Vaccine development has made amazing strides in the past few decades, which has helped researchers accelerate their timelines for concocting effective vaccines. Creating a safe and effective one within a year or two was once unheard of, but it’s exactly what pharmaceutical companies are aiming to do now. However, even these days, the new medications must still go through animal testing followed by three phases of rigorous protocols, and that takes time.

In Phase 1, scientists give the drug to a select few people—no more than a few dozen or so—to make sure the drug doesn’t cause any immediate harm. If successful, the drug enters Phase 2 where quite a few more people—often in the hundreds or thousands—receive the medication, and researchers continue to test its safety as well as how well the drug does what it’s intended to do (in this case, prevent COVID-19). If the drug makes it through this phase—and only a small fraction do—it enters Phase 3, where researchers give the medicine to thousands more people and establish just how effective the drug is, including how well it holds up to similar medications on the market.

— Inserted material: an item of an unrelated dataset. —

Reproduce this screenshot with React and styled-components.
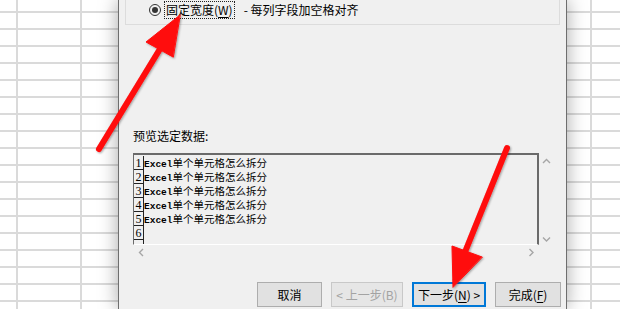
import React from "react";
import styled, { createGlobalStyle } from "styled-components";

const rows = [1, 2, 3, 4, 5, 6];
const rowText = "单个单元格怎么拆分";

const GlobalStyle = createGlobalStyle`
  html, body {
    margin: 0;
    padding: 0;
    width: 620px;
    height: 309px;
    overflow: hidden;
    background: #ffffff;
  }
  * { box-sizing: border-box; }
`;

const Page = styled.div`
  position: relative;
  display: flex;
  width: 620px;
  height: 309px;
  font-family: "Noto Sans CJK SC", "Noto Sans", sans-serif;
  font-size: 12px;
  color: #000;
`;

// sheet area behind the dialog, grid lines every 17px
const Sheet = styled.div`
  width: ${(p) => p.w}px;
  flex: none;
  background-color: #fff;
  background-image: repeating-linear-gradient(
      to bottom,
      transparent 0,
      transparent 11px,
      #dadada 11px,
      #dadada 13px,
      transparent 13px,
      transparent 17px
    ),
    ${(p) => p.cols};
`;

const Dialog = styled.div`
  position: relative;
  z-index: 1;
  width: 449px;
  flex: none;
  display: flex;
  flex-direction: column;
  background: #f0f0f0;
  border-left: 1px solid #6e6e6e;
  border-right: 1px solid #6e6e6e;
  box-shadow: 0 0 18px rgba(0, 0, 0, 0.35);
  padding: 0 5px 0 6px;
`;

const GroupBox = styled.div`
  height: 25px;
  border: 1px solid #dcdcdc;
  border-top: none;
  margin-right: 1px;
  display: flex;
  align-items: flex-start;
  padding-left: 23px;
`;

const RadioRow = styled.div`
  display: flex;
  align-items: center;
  height: 19px;
`;

const Radio = styled.span`
  width: 12px;
  height: 12px;
  border: 1px solid #333;
  border-radius: 50%;
  display: grid;
  place-items: center;
  margin-right: 3px;
  &::after {
    content: "";
    width: 6px;
    height: 6px;
    border-radius: 50%;
    background: #333;
  }
`;

const FocusLabel = styled.span`
  border: 1px dotted #222;
  padding: 0 1px;
  line-height: 16px;
  height: 18px;
`;

const Hint = styled.span`
  margin-left: 9px;
  line-height: 16px;
`;

const Label = styled.div`
  margin-top: 103px;
  margin-left: 8px;
  line-height: 16px;
`;

const Preview = styled.div`
  margin: 9px 0 0 8px;
  display: grid;
  grid-template-columns: 406px 14px;
  grid-template-rows: 92px 15px;
`;

const Box = styled.div`
  border-top: 2px solid #6a6a6a;
  border-left: 1px solid #6a6a6a;
  border-right: 2px solid #6a6a6a;
  border-bottom: 1px solid #ffffff;
  padding-top: 1px;
  overflow: hidden;
`;

const Row = styled.div`
  display: flex;
  height: 14px;
  align-items: stretch;
  overflow: hidden;
`;

const Num = styled.span`
  width: 10px;
  flex: none;
  border-right: 1px solid #222;
  border-bottom: 1px solid #222;
  font-family: "Liberation Serif", "DejaVu Serif", serif;
  font-size: 12px;
  line-height: 14px;
  text-align: center;
`;

const Line = styled.span`
  font-family: "Noto Sans CJK SC", sans-serif;
  font-size: 10.5px;
  line-height: 14px;
  white-space: nowrap;
`;

const Latin = styled.span`
  font-family: "Liberation Mono", "DejaVu Sans Mono", monospace;
  font-size: 9.5px;
  font-weight: bold;
`;

const Tail = styled.div`
  height: 5px;
  width: 10px;
  border-right: 1px solid #222;
`;

const VScroll = styled.div`
  display: flex;
  flex-direction: column;
  justify-content: space-between;
  align-items: center;
  padding: 5px 0 2px;
`;

const HScroll = styled.div`
  display: flex;
  justify-content: space-between;
  align-items: center;
  padding: 0 4px 0 5px;
`;

const Chevron = ({ dir }) => {
  const pts = {
    up: "1,5 4.5,1.5 8,5",
    down: "1,1.5 4.5,5 8,1.5",
    left: "5,1 1.5,4.5 5,8",
    right: "1.5,1 5,4.5 1.5,8",
  }[dir];
  const horiz = dir === "left" || dir === "right";
  return (
    <svg width={horiz ? 7 : 9} height={horiz ? 9 : 7} viewBox={horiz ? "0 0 7 9" : "0 0 9 7"}>
      <polyline points={pts} fill="none" stroke="#a6a6a6" strokeWidth="1.4" />
    </svg>
  );
};

const Buttons = styled.div`
  margin-top: 22px;
  display: flex;
  justify-content: flex-end;
  gap: 9px;
`;

const Button = styled.div`
  width: ${(p) => p.w}px;
  height: 25px;
  display: grid;
  place-items: center;
  background: ${(p) => (p.disabled ? "#e6e6e6" : "#e1e1e1")};
  border: 1px solid ${(p) => (p.primary ? "#0078d7" : p.disabled ? "#c8c8c8" : "#adadad")};
  box-shadow: ${(p) => (p.primary ? "inset 0 0 0 1px #0078d7" : "none")};
  color: ${(p) => (p.disabled ? "#a3a3a3" : "#000")};
  font-size: 12px;
  line-height: 16px;
  white-space: nowrap;
`;

const U = styled.span`
  text-decoration: underline;
  text-underline-offset: 2px;
`;

const Arrows = styled.svg`
  position: absolute;
  left: 0;
  top: 0;
  z-index: 2;
  pointer-events: none;
`;

const RedArrows = () => (
  <Arrows width="620" height="309" viewBox="0 0 620 309">
    <defs>
      <filter id="sh" x="-20%" y="-20%" width="140%" height="140%">
        <feDropShadow dx="1" dy="1" stdDeviation="1.2" floodColor="#000" floodOpacity="0.35" />
      </filter>
    </defs>
    <g filter="url(#sh)" fill="#ff0a0a" stroke="#ff0a0a" strokeLinecap="round">
      <line x1="99" y1="149" x2="163" y2="44" strokeWidth="6" />
      <polygon points="180,15 146,42 173,57" strokeWidth="1" strokeLinejoin="round" />
      <line x1="507" y1="148" x2="465" y2="252" strokeWidth="6" />
      <polygon points="453,287 452,246 482,257" strokeWidth="1" strokeLinejoin="round" />
    </g>
  </Arrows>
);

export default function App() {
  return (
    <Page>
      <GlobalStyle />
      <Sheet
        w={118}
        cols="linear-gradient(to right, transparent 16px, #dadada 16px, #dadada 18px, transparent 18px, transparent 80px, #dadada 80px, #dadada 82px, transparent 82px)"
      />
      <Dialog>
        <GroupBox>
          <RadioRow>
            <Radio />
            <FocusLabel>
              固定宽度(<U>W</U>)
            </FocusLabel>
            <Hint>- 每列字段加空格对齐</Hint>
          </RadioRow>
        </GroupBox>
        <Label>预览选定数据:</Label>
        <Preview>
          <Box>
            {rows.map((n) => (
              <Row key={n}>
                <Num>{n}</Num>
                {n < 6 && (
                  <Line>
                    <Latin>Excel</Latin>
                    {rowText}
                  </Line>
                )}
              </Row>
            ))}
            <Tail />
          </Box>
          <VScroll>
            <Chevron dir="up" />
            <Chevron dir="down" />
          </VScroll>
          <HScroll>
            <Chevron dir="left" />
            <Chevron dir="right" />
          </HScroll>
        </Preview>
        <Buttons>
          <Button w={65}>取消</Button>
          <Button w={72} disabled>
            &lt; 上一步(B)
          </Button>
          <Button w={74} primary>
            <span>
              下一步(<U>N</U>) &gt;
            </span>
          </Button>
          <Button w={66}>
            <span>
              完成(<U>F</U>)
            </span>
          </Button>
        </Buttons>
      </Dialog>
      <Sheet
        w={53}
        cols="linear-gradient(to right, transparent 23px, #dadada 23px, #dadada 25px, transparent 25px)"
      />
      <RedArrows />
    </Page>
  );
}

It’s this third phase that the Russian government is skipping and what’s giving researchers pause. A key component to Phase 3 testing is making sure that the drug doesn’t cause any harmful side effects. As we’ve previously reported, rare yet harmful side effects don’t always become evident until an experimental medicine has been administered to thousands of people, and vaccines are no exception. One hypothetical scenario, as Patricia Winokur, the executive dean of the University of Iowa Carver College of Medicine in Iowa City, previously told Popular Science, is that a vaccine could contain ingredients that look like molecular structures in our own bodies, and trigger a dangerous autoimmune reaction. A rare side effect like this wouldn’t necessarily show up if you give the drugs to hundreds of people, but would become clear when given to thousands.

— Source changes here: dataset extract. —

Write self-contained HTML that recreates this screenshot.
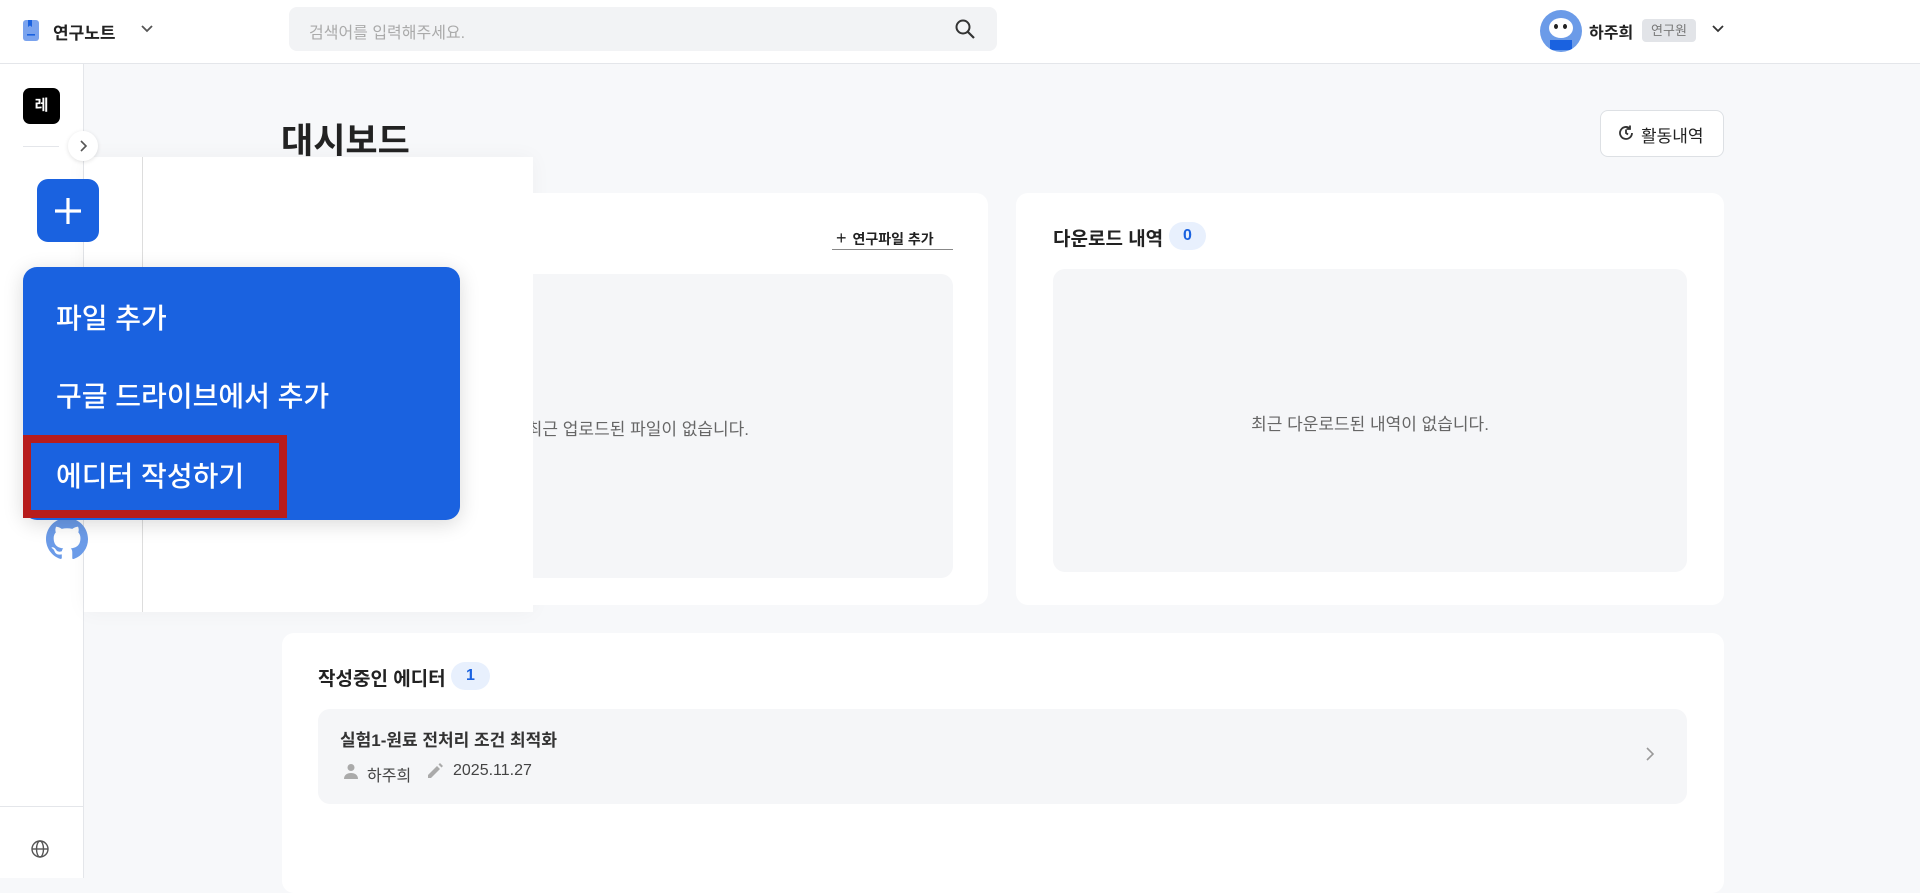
<!DOCTYPE html>
<html><head><meta charset="utf-8"><style>
*{box-sizing:border-box;margin:0;padding:0}
body{width:1920px;height:878px;overflow:hidden;background:#f7f8fa;font-family:"Liberation Sans","Noto Sans CJK KR",sans-serif;color:#222;position:relative}
.a{position:absolute}
.hdr{left:0;top:0;width:1920px;height:64px;background:#fff;border-bottom:1px solid #e4e6ea}
.side{left:0;top:64px;width:84px;height:814px;background:#fff;border-right:1px solid #e4e6ea}
.card{background:#fff;border-radius:12px}
.gray{background:#f5f6f8;border-radius:12px}
.badge{background:#e8f0fd;color:#1a62e0;border-radius:14px;font-weight:700;font-size:16px;text-align:center;height:28px;line-height:28px}
</style></head><body>
<div class="a hdr"></div>
<svg class="a" style="left:23px;top:20px" width="16" height="21" viewBox="0 0 16 21"><rect x="0" y="0" width="16" height="21" rx="3" fill="#7aa3ee"/><path d="M5 0v7l2-1.5L9 7V0z" fill="#1a62e0"/><rect x="4" y="14" width="8" height="1.6" fill="#1a62e0"/></svg>
<div class="a" style="left:53px;top:19px;font-size:17px;font-weight:700">연구노트</div>
<svg class="a" style="left:140px;top:24px" width="14" height="10" viewBox="0 0 14 10"><path d="M2 2l5 5 5-5" stroke="#555" stroke-width="1.8" fill="none"/></svg>
<div class="a" style="left:289px;top:7px;width:708px;height:44px;background:#f2f3f5;border-radius:8px"></div>
<div class="a" style="left:309px;top:19px;font-size:16px;color:#aaa">검색어를 입력해주세요.</div>
<svg class="a" style="left:954px;top:18px" width="22" height="22" viewBox="0 0 22 22"><circle cx="9" cy="9" r="6.5" stroke="#333" stroke-width="2" fill="none"/><path d="M14 14l6 6" stroke="#333" stroke-width="2.2"/></svg>
<div class="a" style="left:1540px;top:10px;width:42px;height:42px;border-radius:50%;background:#6b9be8;overflow:hidden"><div class="a" style="left:9px;top:8px;width:24px;height:20px;border-radius:50%;background:#fff"></div><div class="a" style="left:14px;top:14px;width:4px;height:5px;background:#222;border-radius:50%"></div><div class="a" style="left:23px;top:14px;width:4px;height:5px;background:#222;border-radius:50%"></div><div class="a" style="left:10px;top:30px;width:22px;height:10px;background:#1a62e0"></div></div>
<div class="a" style="left:1589px;top:19px;font-size:16px;font-weight:700">하주희</div>
<div class="a" style="left:1642px;top:19px;width:54px;height:23px;background:#e2e4e8;border-radius:4px;font-size:13px;color:#777;text-align:center;line-height:23px">연구원</div>
<svg class="a" style="left:1711px;top:24px" width="14" height="10" viewBox="0 0 14 10"><path d="M2 2l5 5 5-5" stroke="#333" stroke-width="1.8" fill="none"/></svg>
<div class="a side"></div>
<div class="a" style="left:23px;top:88px;width:37px;height:36px;background:#000;border-radius:7px;color:#fff;font-weight:700;font-size:15px;text-align:center;line-height:36px">레</div>
<div class="a" style="left:23px;top:146px;width:36px;height:1px;background:#e4e6ea"></div>
<div class="a" style="left:84px;top:157px;width:449px;height:455px;background:#fff;box-shadow:0 0 20px rgba(0,0,0,.04)"></div>
<div class="a" style="left:142px;top:157px;width:1px;height:455px;background:#ddd"></div>
<div class="a" style="left:68px;top:131px;width:30px;height:30px;border-radius:50%;background:#fff;box-shadow:0 1px 4px rgba(0,0,0,.12)"></div>
<svg class="a" style="left:78px;top:139px" width="10" height="14" viewBox="0 0 10 14"><path d="M3 2l5 5-5 5" stroke="#555" stroke-width="1.6" fill="none"/></svg>
<div class="a" style="left:37px;top:179px;width:62px;height:63px;background:#1a62e0;border-radius:11px"></div>
<svg class="a" style="left:52px;top:195px" width="32" height="32" viewBox="0 0 32 32"><path d="M16 3v26M3 16h26" stroke="#fff" stroke-width="3.2"/></svg>
<svg class="a" style="left:46px;top:518px" width="42" height="42" viewBox="0 0 16 16"><path fill="#6b9be8" d="M8 0C3.58 0 0 3.58 0 8c0 3.54 2.290 6.53 5.47 7.59.4.07.55-.17.55-.38v-1.34c-2.23.48-2.7-1.07-2.7-1.070-.36-.92-.89-1.17-.89-1.17-.73-.5.06-.49.06-.49.8.06 1.23.83 1.23.83.71 1.22 1.87.87 2.33.66.07-.52.28-.87.51-1.07-1.78-.2-3.64-.89-3.64-3.95 0-.87.31-1.59.82-2.15-.08-.2-.36-1.02.08-2.12 0 0 .67-.21 2.2.82a7.6 7.6 0 014 0c1.53-1.04 2.2-.82 2.2-.82.44 1.1.16 1.92.08 2.12.51.56.82 1.27.82 2.15 0 3.07-1.87 3.75-3.65 3.95.29.25.54.73.54 1.48v2.2c0 .21.15.46.55.38A8.01 8.01 0 0016 8c0-4.42-3.58-8-8-8z"/></svg>
<div class="a" style="left:0;top:806px;width:84px;height:1px;background:#e4e6ea"></div>
<svg class="a" style="left:30px;top:839px" width="20" height="20" viewBox="0 0 20 20" fill="none" stroke="#555" stroke-width="1.4"><circle cx="10" cy="10" r="8"/><ellipse cx="10" cy="10" rx="3.5" ry="8"/><path d="M2 10h16"/></svg>
<div class="a" style="left:23px;top:267px;width:437px;height:253px;background:#1a62e0;border-radius:14px;box-shadow:0 4px 20px rgba(0,0,0,.15)"></div>
<div class="a" style="left:56px;top:297px;font-size:28px;color:#fff;font-weight:500">파일 추가</div>
<div class="a" style="left:56px;top:375px;font-size:28px;color:#fff;font-weight:500">구글 드라이브에서 추가</div>
<div class="a" style="left:23px;top:435px;width:264px;height:83px;border:8px solid #b71c1c"></div>
<div class="a" style="left:56px;top:455px;font-size:28px;color:#fff;font-weight:500">에디터 작성하기</div>
<div class="a" style="left:281px;top:113px;font-size:35px;font-weight:700">대시보드</div>
<div class="a" style="left:1600px;top:110px;width:124px;height:47px;background:#fff;border:1px solid #dde0e4;border-radius:8px"></div>
<svg class="a" style="left:1617px;top:124px" width="18" height="18" viewBox="0 0 18 18" fill="none" stroke="#333" stroke-width="1.8"><path d="M15 9a6 6 0 1 1-2-4.5"/><path d="M13 1.5v3.5h-3.5"/><path d="M9 5.5V9l2 1.5"/></svg>
<div class="a" style="left:1641px;top:122px;font-size:17px">활동내역</div>
<div class="a card" style="left:533px;top:193px;width:455px;height:412px;border-radius:0 12px 12px 0"></div>
<div class="a" style="left:836px;top:228px;font-size:14px;font-weight:700"><span style="font-size:18px;font-weight:400;margin-right:6px">+</span>연구파일 추가</div>
<div class="a" style="left:832px;top:249px;width:121px;height:1px;background:#888"></div>
<div class="a gray" style="left:533px;top:274px;width:420px;height:304px;border-radius:0 12px 12px 0;overflow:hidden"><div class="a" style="right:204px;top:141px;font-size:17px;color:#666;white-space:nowrap">최근 업로드된 파일이 없습니다.</div></div>
<div class="a card" style="left:1016px;top:193px;width:708px;height:412px"></div>
<div class="a" style="left:1053px;top:224px;font-size:19px;font-weight:700">다운로드 내역</div>
<div class="a badge" style="left:1169px;top:222px;width:37px">0</div>
<div class="a gray" style="left:1053px;top:269px;width:634px;height:303px"></div>
<div class="a" style="left:1053px;top:410px;width:634px;text-align:center;font-size:17px;color:#666">최근 다운로드된 내역이 없습니다.</div>
<div class="a card" style="left:282px;top:633px;width:1442px;height:260px"></div>
<div class="a" style="left:318px;top:664px;font-size:19px;font-weight:700">작성중인 에디터</div>
<div class="a badge" style="left:451px;top:662px;width:39px">1</div>
<div class="a gray" style="left:318px;top:709px;width:1369px;height:95px"></div>
<div class="a" style="left:340px;top:726px;font-size:17px;font-weight:700;color:#333">실험1-원료 전처리 조건 최적화</div>
<svg class="a" style="left:343px;top:763px" width="16" height="16" viewBox="0 0 16 16" fill="#aaa"><circle cx="8" cy="4.5" r="3.5"/><path d="M1 16c0-4 3-6 7-6s7 2 7 6z"/></svg>
<div class="a" style="left:367px;top:762px;font-size:16px;color:#444">하주희</div>
<svg class="a" style="left:427px;top:762px" width="17" height="17" viewBox="0 0 17 17" fill="#aaa"><path d="M1 13v3h3l9-9-3-3zM11.5 2.5l3 3 1.5-1.5-3-3z"/></svg>
<div class="a" style="left:453px;top:762px;font-size:16px;color:#444">2025.11.27</div>
<svg class="a" style="left:1645px;top:746px" width="10" height="16" viewBox="0 0 10 16"><path d="M2 2l6 6-6 6" stroke="#999" stroke-width="1.6" fill="none"/></svg>
</body></html>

There’s also the possibility that a vaccine candidate could instigate an immune response that makes COVID-19 worse when someone is exposed to the novel virus. Though rare, Winkour noted this can happen.

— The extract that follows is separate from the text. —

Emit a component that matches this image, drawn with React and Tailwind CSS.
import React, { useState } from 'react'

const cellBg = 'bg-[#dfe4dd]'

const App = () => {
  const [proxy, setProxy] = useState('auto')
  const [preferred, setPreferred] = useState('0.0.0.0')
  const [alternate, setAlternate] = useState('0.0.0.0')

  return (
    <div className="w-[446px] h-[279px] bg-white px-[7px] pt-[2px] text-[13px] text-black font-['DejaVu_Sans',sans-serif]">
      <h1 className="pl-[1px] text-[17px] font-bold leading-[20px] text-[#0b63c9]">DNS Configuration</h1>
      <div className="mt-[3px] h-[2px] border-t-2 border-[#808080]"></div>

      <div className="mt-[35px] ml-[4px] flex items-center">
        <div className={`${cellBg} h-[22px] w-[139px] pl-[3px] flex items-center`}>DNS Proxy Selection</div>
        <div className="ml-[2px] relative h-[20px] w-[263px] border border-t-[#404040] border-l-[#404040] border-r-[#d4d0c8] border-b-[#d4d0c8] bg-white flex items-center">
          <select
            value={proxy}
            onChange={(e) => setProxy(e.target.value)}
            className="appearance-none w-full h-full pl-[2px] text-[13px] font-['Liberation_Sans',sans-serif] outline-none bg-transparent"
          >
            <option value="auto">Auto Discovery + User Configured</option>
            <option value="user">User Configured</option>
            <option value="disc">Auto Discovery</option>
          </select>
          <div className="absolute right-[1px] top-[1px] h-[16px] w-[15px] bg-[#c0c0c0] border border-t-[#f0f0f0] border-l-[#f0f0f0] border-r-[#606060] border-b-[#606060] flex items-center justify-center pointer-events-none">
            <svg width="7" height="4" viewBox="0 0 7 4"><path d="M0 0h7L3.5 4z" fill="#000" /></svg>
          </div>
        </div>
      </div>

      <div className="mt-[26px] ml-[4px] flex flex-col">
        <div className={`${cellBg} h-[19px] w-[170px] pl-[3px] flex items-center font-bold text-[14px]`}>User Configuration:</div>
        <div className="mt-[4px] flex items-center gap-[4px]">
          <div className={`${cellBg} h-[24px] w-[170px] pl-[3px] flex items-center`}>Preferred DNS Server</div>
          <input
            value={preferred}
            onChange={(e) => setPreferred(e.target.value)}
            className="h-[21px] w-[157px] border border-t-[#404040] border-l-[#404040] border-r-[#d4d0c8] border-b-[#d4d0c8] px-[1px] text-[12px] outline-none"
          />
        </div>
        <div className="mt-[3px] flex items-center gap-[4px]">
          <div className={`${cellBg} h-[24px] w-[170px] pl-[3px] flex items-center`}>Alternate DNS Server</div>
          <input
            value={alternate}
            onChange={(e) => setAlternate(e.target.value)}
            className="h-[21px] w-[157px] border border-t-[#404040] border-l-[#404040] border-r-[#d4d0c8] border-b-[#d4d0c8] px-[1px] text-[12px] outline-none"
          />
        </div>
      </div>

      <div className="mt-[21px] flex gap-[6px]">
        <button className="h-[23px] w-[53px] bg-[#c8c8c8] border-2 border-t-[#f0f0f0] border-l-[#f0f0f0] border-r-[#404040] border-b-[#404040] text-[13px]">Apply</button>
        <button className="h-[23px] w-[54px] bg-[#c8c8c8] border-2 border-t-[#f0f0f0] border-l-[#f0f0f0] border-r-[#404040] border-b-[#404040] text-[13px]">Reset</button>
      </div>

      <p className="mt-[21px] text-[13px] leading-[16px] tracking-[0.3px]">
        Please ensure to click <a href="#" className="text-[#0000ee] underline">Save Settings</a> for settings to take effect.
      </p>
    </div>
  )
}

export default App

There are safe ways to accelerate the vaccine development process. One way is to decrease the time between the phases. Often drugs must wait weeks to months to gain approval to go into the next clinical trial phase. But health regulators in the United States and around the world have been working to make sure that as soon as it’s deemed safe, a vaccine candidate can quickly move into the next phase of the trial. But the only way to ensure that the drug is safe is to complete the three trials.

Back in June, the Russian health ministry and Gamaleya Research Institute of Epidemiology registered a combined Phase 1 and 2 clinical trial of a coronavirus vaccine called Gam-COVID-Vac Lyo, according to The New York Times. But that trial only had 38 volunteers and the results are still unavailable. Now Russia plans to start a Phase 3 trial while simultaneously approving the drug for limited use. Further, as The Times points out, in its initial announcement yesterday, Russia’s Minister of Health told reporters that the volunteers “developed high titers of antibodies to COVID-19” and didn’t get any serious complications. These results are what you would expect from a Phase 1 trial only.

A newly created website for Sputnik V states that a Phase 3 trial is set to begin on August 12 and involve 2,000 people, which is far less than the typical number of patients involved in other Phase 3 coronavirus vaccine trials, which are around 30,000.

This is the second COVID-19 vaccine candidate to be approved for limited use prior to entering phase three clinical trials. The Chinese company CanSino Biologics approved its vaccine candidate for military use. The drug’s phase two clinical trial results were published in July and on August 9, according to The New York Times’ vaccine tracker, and the Saudi health ministry stated CanSino Biologics would begin a Phase 3 trial in Saudi Arabia.

A highly-effective and widely available vaccine will likely be necessary to get the COVID-19 pandemic under control, save lives, and return to normal life. But performing proper due diligence when it comes to testing will save lives, too. If we rush a vaccine, we could have more deaths and potentially millions of people with serious side effects that could produce long term damage.